What is the purpose of Hawaii’s Legislature? To solve problems, right? Other, more high-minded things, too, of course, like envisioning a brighter future for the keiki, expanding economic opportunity and innovation for the state, preserving the aina and culture and all that.
But mostly, before the fancy visionary stuff, lawmakers are supposed to fix problems.
One of the biggest, most intractable problems Hawaii has faced for years now is homelessness.
Homelessness is connected to so many things: preservation of public parks and spaces. Public health. Crime and safety. Economic disparity. Drug use, mental health services, inpatient treatment, police resources, jail overcrowding … so many problems.
At this point no one can point at lawmakers or government agencies and say that they are ignoring the problem.
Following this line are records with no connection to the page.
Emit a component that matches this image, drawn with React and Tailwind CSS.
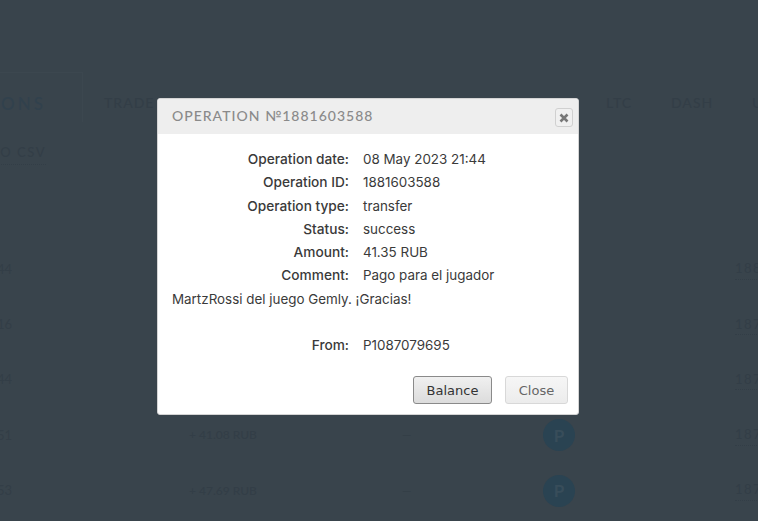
import React from 'react';

const rows = [
  { date: '08 May 2023 21:44', amount: '+ 41.35 RUB', id: '1881603588' },
  { date: '02 May 2023 13:16', amount: '+ 38.20 RUB', id: '1871190427' },
  { date: '02 May 2023 12:44', amount: '+ 52.11 RUB', id: '1871173306' },
  { date: '02 May 2023 10:51', amount: '+ 41.08 RUB', id: '1871022815' },
  { date: '01 May 2023 20:53', amount: '+ 47.69 RUB', id: '1870644192' },
];

const details = [
  ['Operation date:', '08 May 2023 21:44'],
  ['Operation ID:', '1881603588'],
  ['Operation type:', 'transfer'],
  ['Status:', 'success'],
  ['Amount:', '41.35 RUB'],
];

const Label = ({ children }) => (
  <span className="inline-block w-[177px] mr-[14px] text-right text-[13.7px] font-medium">{children}</span>
);

const Background = () => (
  <div className="h-[521px] overflow-hidden bg-[#39444c] text-[#333e47] font-['Lato',sans-serif] whitespace-nowrap">
    <div className="h-[72px]" />
    <div className="flex h-[50px] pt-[10px] items-center text-[14px] tracking-[1px] font-medium">
      <div className="w-[83px] h-[50px] -mt-[10px] pt-[18px] shrink-0 border-t border-r border-[#3c474f]">
        <span className="w-[46px] flex justify-end overflow-hidden text-[17px] text-[#31414d] tracking-[3px]">
          <span>OPERATIONS</span>
        </span>
      </div>
      <span className="w-[502px] ml-[21px] shrink-0">TRADE</span>
      <span className="w-[65px] shrink-0">LTC</span>
      <span className="w-[81px] shrink-0">DASH</span>
      <span className="shrink-0">USDT</span>
    </div>
    <div className="mt-[21px] flex justify-end w-[46px] overflow-hidden text-[13px] tracking-[1.5px] font-medium">
      <span className="border-b border-dotted border-[#333e47] pb-px">EXPORT TO CSV</span>
    </div>
    <div className="mt-[93px] flex flex-col gap-[31.3px]">
      {rows.map((row) => (
        <div key={row.id} className="flex h-[24px] items-center text-[12px]">
          <div className="w-[189px] shrink-0 flex">
            <span className="w-[12px] flex justify-end overflow-hidden text-[13px]">
              <span>{row.date}</span>
            </span>
          </div>
          <span className="w-[213px] shrink-0 font-medium">{row.amount}</span>
          <span className="w-[141px] shrink-0">—</span>
          <span className="w-[32px] h-[32px] -my-1 shrink-0 rounded-full bg-[#2a4352] text-[#384d5a] text-[17px] font-bold flex items-center justify-center">P</span>
          <span className="ml-[160px] shrink-0 tracking-[1.5px] text-[13px] border-b border-dotted border-[#333e47]">{row.id}</span>
        </div>
      ))}
    </div>
  </div>
);

const App = () => (
  <div className="relative h-[521px] overflow-hidden">
    <Background />
    <div className="absolute left-[157px] top-[98px] w-[422px] h-[317px] rounded-[3px] bg-white border border-[#d4d4d4] overflow-hidden flex flex-col text-[#3a3a3a] font-['Inter',sans-serif]">
      <div className="h-[35px] shrink-0 bg-[#eeeeee] flex items-center justify-between pl-[14px] pr-[5px]">
        <span className="-mt-[3px] font-['Lato',sans-serif] text-[14px] font-medium tracking-[1px] text-[#8a8a8a]">OPERATION №1881603588</span>
        <button className="w-[18px] h-[19px] mt-[2px] rounded-[3px] border border-[#d0d0d0] bg-[#f0f0f0] flex items-center justify-center text-[#777777]">
          <svg width="10" height="10" viewBox="0 0 10 10">
            <path d="M1.5 1.5l7 7M8.5 1.5l-7 7" stroke="currentColor" strokeWidth="2.6" />
          </svg>
        </button>
      </div>
      <div className="flex-1 pl-[14px] pr-[14px] pt-[14px] text-[13.4px] leading-[23.3px]">
        {details.map(([label, value]) => (
          <div key={label}>
            <Label>{label}</Label>
            {value}
          </div>
        ))}
        <div>
          <Label>Comment:</Label>
          Pago para el jugador MartzRossi del juego Gemly. ¡Gracias!
        </div>
        <div className="mt-[23.3px]">
          <Label>From:</Label>
          P1087079695
        </div>
      </div>
      <div className="flex justify-end gap-[13px] pr-[10px] pb-[10px] font-['DejaVu_Sans',sans-serif] text-[13px]">
        <button className="w-[79px] h-[28px] pt-px rounded-[3px] border border-[#8a8a8a] bg-gradient-to-b from-[#f0f0f0] to-[#dcdcdc] text-[#333333]">Balance</button>
        <button className="w-[63px] h-[28px] pt-px rounded-[3px] border border-[#d8d8d8] bg-gradient-to-b from-[#f6f6f6] to-[#ececec] text-[#666666]">Close</button>
      </div>
    </div>
  </div>
);

export default App;
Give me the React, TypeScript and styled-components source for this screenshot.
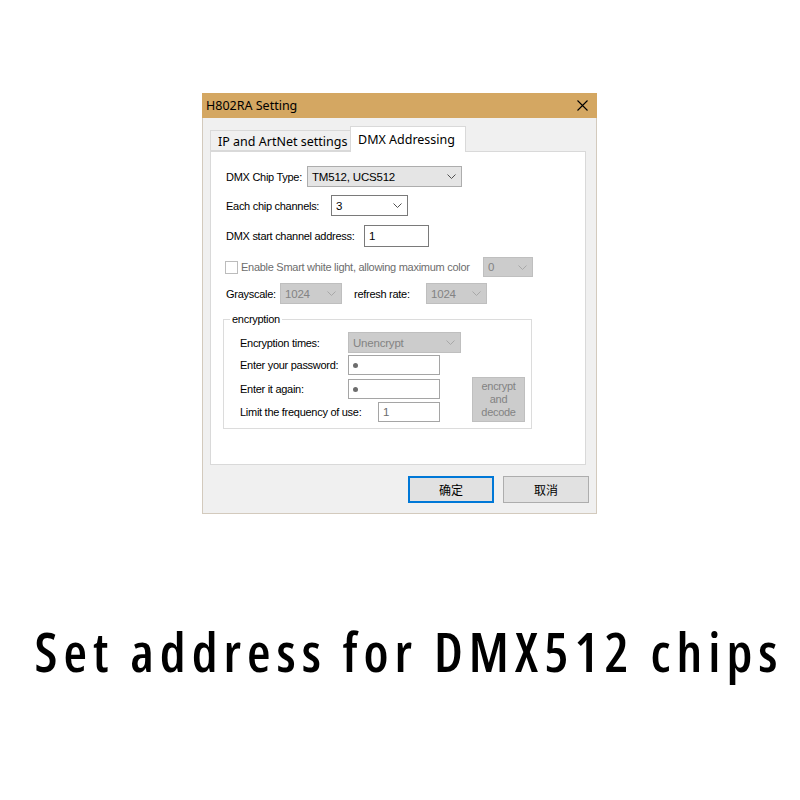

They’re not. But they haven’t solved it, either. And now we’re at the point where this Legislature is in session, ideas are being discussed and there’s a dizzy feeling of disorientation, like an uncoordinated mission to affect an unidentified cause.
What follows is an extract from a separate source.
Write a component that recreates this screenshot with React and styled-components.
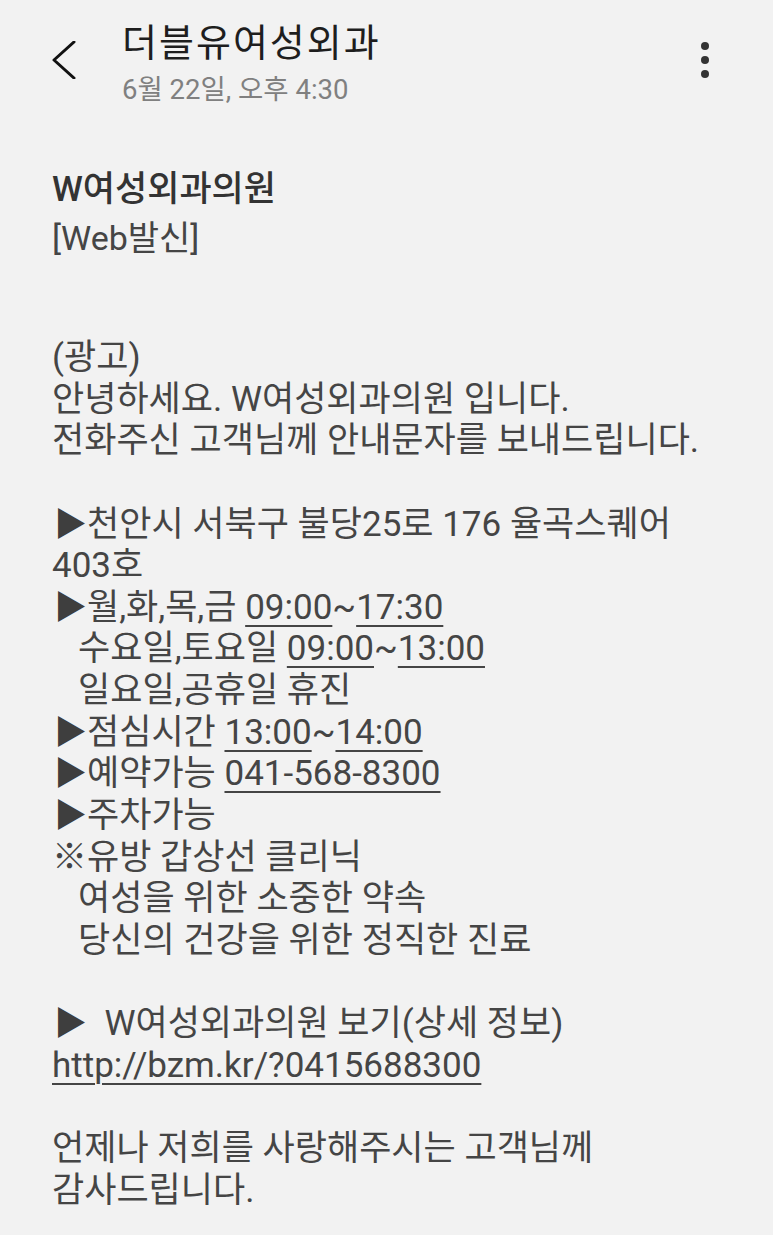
import React from "react";
import styled, { createGlobalStyle } from "styled-components";

const Global = createGlobalStyle`
  html, body { margin: 0; padding: 0; background: #f2f2f2; }
  body { font-family: Roboto, "Noto Sans CJK KR", sans-serif; }
`;

const Page = styled.div`
  width: 773px;
  min-height: 1235px;
  background: #f2f2f2;
  box-sizing: border-box;
  overflow: hidden;
`;

const Header = styled.header`
  display: flex;
  align-items: flex-start;
  padding: 16px 0 0 0;
`;

const BackButton = styled.button`
  border: 0;
  background: none;
  padding: 0;
  margin: 25px 0 0 52px;
  width: 24px;
  height: 38px;
  display: flex;
  align-items: center;
  justify-content: center;
  cursor: pointer;
`;

const TitleBlock = styled.div`
  display: flex;
  flex-direction: column;
  margin-left: 46px;
  flex: 1;
`;

const Title = styled.h1`
  margin: 0;
  font-family: "Noto Sans CJK KR", sans-serif;
  font-weight: 400;
  font-size: 38px;
  height: 48px;
  line-height: 48px;
  letter-spacing: 2px;
  color: #1e1e1e;
`;

const DateText = styled.div`
  font-family: Roboto, "Noto Sans CJK KR", sans-serif;
  font-size: 27.5px;
  height: 40px;
  line-height: 40px;
  margin-top: 6px;
  color: #808080;
`;

const MenuButton = styled.button`
  border: 0;
  background: none;
  padding: 0;
  margin: 24px 60px 0 0;
  width: 16px;
  height: 40px;
  display: flex;
  flex-direction: column;
  align-items: center;
  justify-content: center;
  gap: 6px;
`;

const Dot = styled.span`
  width: 8px;
  height: 8px;
  border-radius: 50%;
  background: #333;
`;

const Message = styled.main`
  padding: 0 0 0 52px;
  margin-top: 56px;
  color: #454545;
`;

const Sender = styled.div`
  font-family: Roboto, "Noto Sans CJK KR", sans-serif;
  font-weight: 500;
  font-size: 35px;
  height: 48px;
  line-height: 48px;
  color: #333;
`;

const Tag = styled.div`
  font-size: 34px;
  height: 48px;
  line-height: 48px;
  color: #454545;
`;

const Body = styled.div`
  margin-top: 75px;
  font-size: 35px;
  white-space: pre;
  color: #454545;
`;

const Line = styled.div`
  height: 41.65px;
  line-height: 41.65px;
`;

const U = styled.span`
  text-decoration: underline;
  text-decoration-thickness: 2px;
  text-underline-offset: 6px;
`;

const Tri = styled.span`
  display: inline-block;
  width: 33px;
  padding-left: 2px;
  font-family: "Noto Sans CJK KR", sans-serif;
  font-size: 33px;
  line-height: 30px;
  color: #3e3e3e;
`;

export default function App() {
  return (
    <Page>
      <Global />
      <Header>
        <BackButton aria-label="back">
          <svg width="24" height="38" viewBox="0 0 24 38">
            <path d="M22 1 L2 19 L22 37" fill="none" stroke="#111" strokeWidth="3" strokeLinecap="round" strokeLinejoin="round" />
          </svg>
        </BackButton>
        <TitleBlock>
          <Title>더블유여성외과</Title>
          <DateText>6월 22일, 오후 4:30</DateText>
        </TitleBlock>
        <MenuButton aria-label="more">
          <Dot />
          <Dot />
          <Dot />
        </MenuButton>
      </Header>
      <Message>
        <Sender>W여성외과의원</Sender>
        <Tag>[Web발신]</Tag>
        <Body>
          <Line>(광고)</Line>
          <Line>안녕하세요. W여성외과의원 입니다.</Line>
          <Line>전화주신 고객님께 안내문자를 보내드립니다.</Line>
          <Line />
          <Line><Tri>▶</Tri>천안시 서북구 불당25로 176 율곡스퀘어</Line>
          <Line>403호</Line>
          <Line><Tri>▶</Tri>월,화,목,금 <U>09:00</U>~<U>17:30</U></Line>
          <Line>{"   "}수요일,토요일 <U>09:00</U>~<U>13:00</U></Line>
          <Line>{"   "}일요일,공휴일 휴진</Line>
          <Line><Tri>▶</Tri>점심시간 <U>13:00</U>~<U>14:00</U></Line>
          <Line><Tri>▶</Tri>예약가능 <U>041-568-8300</U></Line>
          <Line><Tri>▶</Tri>주차가능</Line>
          <Line>※유방 갑상선 클리닉</Line>
          <Line>{"   "}여성을 위한 소중한 약속</Line>
          <Line>{"   "}당신의 건강을 위한 정직한 진료</Line>
          <Line />
          <Line><Tri>▶</Tri>{"  "}W여성외과의원 보기(상세 정보)</Line>
          <Line><U>http://bzm.kr/?0415688300</U></Line>
          <Line />
          <Line>언제나 저희를 사랑해주시는 고객님께</Line>
          <Line>감사드립니다.</Line>
        </Body>
      </Message>
    </Page>
  );
}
It’s been like this from the start. Remember when we were toying with the term “houseless” as supposedly a more compassionate, less pejorative term to convey the idea that Hawaii is still home to these people who are just like everybody else except they are unfortunately, through no fault of their own, without the physical structure of a house? We were arguing polite semantics. Now Hawaii is just flat-out buying people plane tickets to send them back to the continental location from which they originated, essentially saying, “Go be homeless back home.”
In between the first carefully worded discussions of how to help and the more recent frustrations of “just go back where you came from,” there have been complicated, conflicting, maddeningly liberal and equally maddeningly conservative attempts to deal with those who are quite disabled and shuffling along the sidewalks in their own filth and those who are quite able and who persist in building and rebuilding encampments on beaches and public parks.
The frustration is so pervasive and the solutions so unknowable that something like a proposal to reduce penalties for possessing a small amount of crystal meth or heroin are bouncing through the Legislature like that might be a helpful thing in our community. Or maybe it’s a sign of giving up.
While it is true that prison time doesn’t end drug problems, the threat of prison time can certainly serve as a deterrent to drug use. Prison time might not help the drug user, but it sure can make the crime victim of that drug user feel better and it can make it easier for law enforcement to put a criminal who has evaded capture in larger crimes behind bars.
Making the possession of a small amount of crystal meth a misdemeanor doesn’t solve the problem of drug use or prison overcrowding or access to rehab, just like buying one-way tickets for homeless people doesn’t solve their homelessness. The goal is to solve problems, not to legislate around them.